### Dataset excerpt
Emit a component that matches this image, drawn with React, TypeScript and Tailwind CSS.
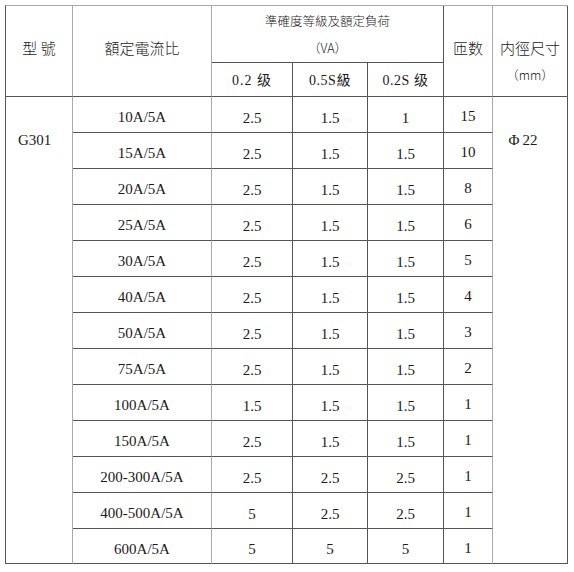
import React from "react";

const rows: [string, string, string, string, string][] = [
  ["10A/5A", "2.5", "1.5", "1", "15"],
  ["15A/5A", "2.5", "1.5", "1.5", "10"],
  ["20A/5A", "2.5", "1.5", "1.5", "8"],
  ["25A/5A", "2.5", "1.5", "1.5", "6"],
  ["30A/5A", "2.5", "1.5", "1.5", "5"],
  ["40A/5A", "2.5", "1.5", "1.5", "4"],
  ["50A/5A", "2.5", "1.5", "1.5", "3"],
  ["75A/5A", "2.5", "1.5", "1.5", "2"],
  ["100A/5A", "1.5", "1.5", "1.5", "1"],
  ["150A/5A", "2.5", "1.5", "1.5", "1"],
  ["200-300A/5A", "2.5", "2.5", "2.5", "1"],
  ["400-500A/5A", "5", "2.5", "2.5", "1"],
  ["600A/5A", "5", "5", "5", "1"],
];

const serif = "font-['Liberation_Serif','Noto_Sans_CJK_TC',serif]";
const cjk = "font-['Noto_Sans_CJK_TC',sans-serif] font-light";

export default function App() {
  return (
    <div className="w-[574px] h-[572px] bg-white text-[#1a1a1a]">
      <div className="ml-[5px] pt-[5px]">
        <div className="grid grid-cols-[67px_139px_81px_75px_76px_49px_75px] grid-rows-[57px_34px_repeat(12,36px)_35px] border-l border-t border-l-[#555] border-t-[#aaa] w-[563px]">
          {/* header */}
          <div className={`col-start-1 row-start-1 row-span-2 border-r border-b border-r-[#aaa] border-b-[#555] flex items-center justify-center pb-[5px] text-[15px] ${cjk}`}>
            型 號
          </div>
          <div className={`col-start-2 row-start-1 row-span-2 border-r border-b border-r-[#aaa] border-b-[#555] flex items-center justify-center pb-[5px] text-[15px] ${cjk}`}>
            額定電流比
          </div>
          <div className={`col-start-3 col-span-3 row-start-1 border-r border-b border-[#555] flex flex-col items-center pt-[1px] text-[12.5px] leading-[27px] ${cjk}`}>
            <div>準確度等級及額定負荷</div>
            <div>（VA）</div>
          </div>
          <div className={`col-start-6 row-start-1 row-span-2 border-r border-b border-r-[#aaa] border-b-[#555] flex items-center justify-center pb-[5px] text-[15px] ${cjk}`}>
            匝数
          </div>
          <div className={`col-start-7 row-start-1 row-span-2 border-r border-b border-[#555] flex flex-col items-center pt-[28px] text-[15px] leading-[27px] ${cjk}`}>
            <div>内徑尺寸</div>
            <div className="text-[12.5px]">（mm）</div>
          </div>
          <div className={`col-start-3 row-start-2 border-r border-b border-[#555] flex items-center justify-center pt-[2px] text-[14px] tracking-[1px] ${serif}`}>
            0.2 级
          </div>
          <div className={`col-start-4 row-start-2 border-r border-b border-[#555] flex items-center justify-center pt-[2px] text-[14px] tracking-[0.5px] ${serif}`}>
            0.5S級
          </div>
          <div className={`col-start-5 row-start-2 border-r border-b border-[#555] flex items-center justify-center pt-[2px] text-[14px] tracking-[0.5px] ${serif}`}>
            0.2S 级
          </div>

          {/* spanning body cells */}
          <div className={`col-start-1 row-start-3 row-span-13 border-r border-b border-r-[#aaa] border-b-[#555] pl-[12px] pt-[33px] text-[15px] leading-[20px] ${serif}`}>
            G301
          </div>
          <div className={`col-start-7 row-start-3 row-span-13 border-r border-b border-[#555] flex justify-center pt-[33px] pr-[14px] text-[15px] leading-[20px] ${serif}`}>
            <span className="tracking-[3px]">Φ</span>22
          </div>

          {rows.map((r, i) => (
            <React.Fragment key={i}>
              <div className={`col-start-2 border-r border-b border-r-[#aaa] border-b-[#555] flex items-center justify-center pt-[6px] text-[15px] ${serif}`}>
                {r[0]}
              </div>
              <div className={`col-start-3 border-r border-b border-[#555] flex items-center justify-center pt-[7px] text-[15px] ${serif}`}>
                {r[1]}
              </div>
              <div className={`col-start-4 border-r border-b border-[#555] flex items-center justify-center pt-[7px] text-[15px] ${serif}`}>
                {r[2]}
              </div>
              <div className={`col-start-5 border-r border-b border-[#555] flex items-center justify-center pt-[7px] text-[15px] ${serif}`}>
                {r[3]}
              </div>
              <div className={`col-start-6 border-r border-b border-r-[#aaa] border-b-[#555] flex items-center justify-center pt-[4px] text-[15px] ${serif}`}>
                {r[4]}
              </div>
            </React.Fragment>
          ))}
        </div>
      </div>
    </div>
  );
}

### Task to carry out
Repeat the data above exactly, but not the pictures.

### Task answer
Emit a component that matches this image, drawn with React, TypeScript and Tailwind CSS.
import React from "react";

const rows: [string, string, string, string, string][] = [
  ["10A/5A", "2.5", "1.5", "1", "15"],
  ["15A/5A", "2.5", "1.5", "1.5", "10"],
  ["20A/5A", "2.5", "1.5", "1.5", "8"],
  ["25A/5A", "2.5", "1.5", "1.5", "6"],
  ["30A/5A", "2.5", "1.5", "1.5", "5"],
  ["40A/5A", "2.5", "1.5", "1.5", "4"],
  ["50A/5A", "2.5", "1.5", "1.5", "3"],
  ["75A/5A", "2.5", "1.5", "1.5", "2"],
  ["100A/5A", "1.5", "1.5", "1.5", "1"],
  ["150A/5A", "2.5", "1.5", "1.5", "1"],
  ["200-300A/5A", "2.5", "2.5", "2.5", "1"],
  ["400-500A/5A", "5", "2.5", "2.5", "1"],
  ["600A/5A", "5", "5", "5", "1"],
];

const serif = "font-['Liberation_Serif','Noto_Sans_CJK_TC',serif]";
const cjk = "font-['Noto_Sans_CJK_TC',sans-serif] font-light";

export default function App() {
  return (
    <div className="w-[574px] h-[572px] bg-white text-[#1a1a1a]">
      <div className="ml-[5px] pt-[5px]">
        <div className="grid grid-cols-[67px_139px_81px_75px_76px_49px_75px] grid-rows-[57px_34px_repeat(12,36px)_35px] border-l border-t border-l-[#555] border-t-[#aaa] w-[563px]">
          {/* header */}
          <div className={`col-start-1 row-start-1 row-span-2 border-r border-b border-r-[#aaa] border-b-[#555] flex items-center justify-center pb-[5px] text-[15px] ${cjk}`}>
            型 號
          </div>
          <div className={`col-start-2 row-start-1 row-span-2 border-r border-b border-r-[#aaa] border-b-[#555] flex items-center justify-center pb-[5px] text-[15px] ${cjk}`}>
            額定電流比
          </div>
          <div className={`col-start-3 col-span-3 row-start-1 border-r border-b border-[#555] flex flex-col items-center pt-[1px] text-[12.5px] leading-[27px] ${cjk}`}>
            <div>準確度等級及額定負荷</div>
            <div>（VA）</div>
          </div>
          <div className={`col-start-6 row-start-1 row-span-2 border-r border-b border-r-[#aaa] border-b-[#555] flex items-center justify-center pb-[5px] text-[15px] ${cjk}`}>
            匝数
          </div>
          <div className={`col-start-7 row-start-1 row-span-2 border-r border-b border-[#555] flex flex-col items-center pt-[28px] text-[15px] leading-[27px] ${cjk}`}>
            <div>内徑尺寸</div>
            <div className="text-[12.5px]">（mm）</div>
          </div>
          <div className={`col-start-3 row-start-2 border-r border-b border-[#555] flex items-center justify-center pt-[2px] text-[14px] tracking-[1px] ${serif}`}>
            0.2 级
          </div>
          <div className={`col-start-4 row-start-2 border-r border-b border-[#555] flex items-center justify-center pt-[2px] text-[14px] tracking-[0.5px] ${serif}`}>
            0.5S級
          </div>
          <div className={`col-start-5 row-start-2 border-r border-b border-[#555] flex items-center justify-center pt-[2px] text-[14px] tracking-[0.5px] ${serif}`}>
            0.2S 级
          </div>

          {/* spanning body cells */}
          <div className={`col-start-1 row-start-3 row-span-13 border-r border-b border-r-[#aaa] border-b-[#555] pl-[12px] pt-[33px] text-[15px] leading-[20px] ${serif}`}>
            G301
          </div>
          <div className={`col-start-7 row-start-3 row-span-13 border-r border-b border-[#555] flex justify-center pt-[33px] pr-[14px] text-[15px] leading-[20px] ${serif}`}>
            <span className="tracking-[3px]">Φ</span>22
          </div>

          {rows.map((r, i) => (
            <React.Fragment key={i}>
              <div className={`col-start-2 border-r border-b border-r-[#aaa] border-b-[#555] flex items-center justify-center pt-[6px] text-[15px] ${serif}`}>
                {r[0]}
              </div>
              <div className={`col-start-3 border-r border-b border-[#555] flex items-center justify-center pt-[7px] text-[15px] ${serif}`}>
                {r[1]}
              </div>
              <div className={`col-start-4 border-r border-b border-[#555] flex items-center justify-center pt-[7px] text-[15px] ${serif}`}>
                {r[2]}
              </div>
              <div className={`col-start-5 border-r border-b border-[#555] flex items-center justify-center pt-[7px] text-[15px] ${serif}`}>
                {r[3]}
              </div>
              <div className={`col-start-6 border-r border-b border-r-[#aaa] border-b-[#555] flex items-center justify-center pt-[4px] text-[15px] ${serif}`}>
                {r[4]}
              </div>
            </React.Fragment>
          ))}
        </div>
      </div>
    </div>
  );
}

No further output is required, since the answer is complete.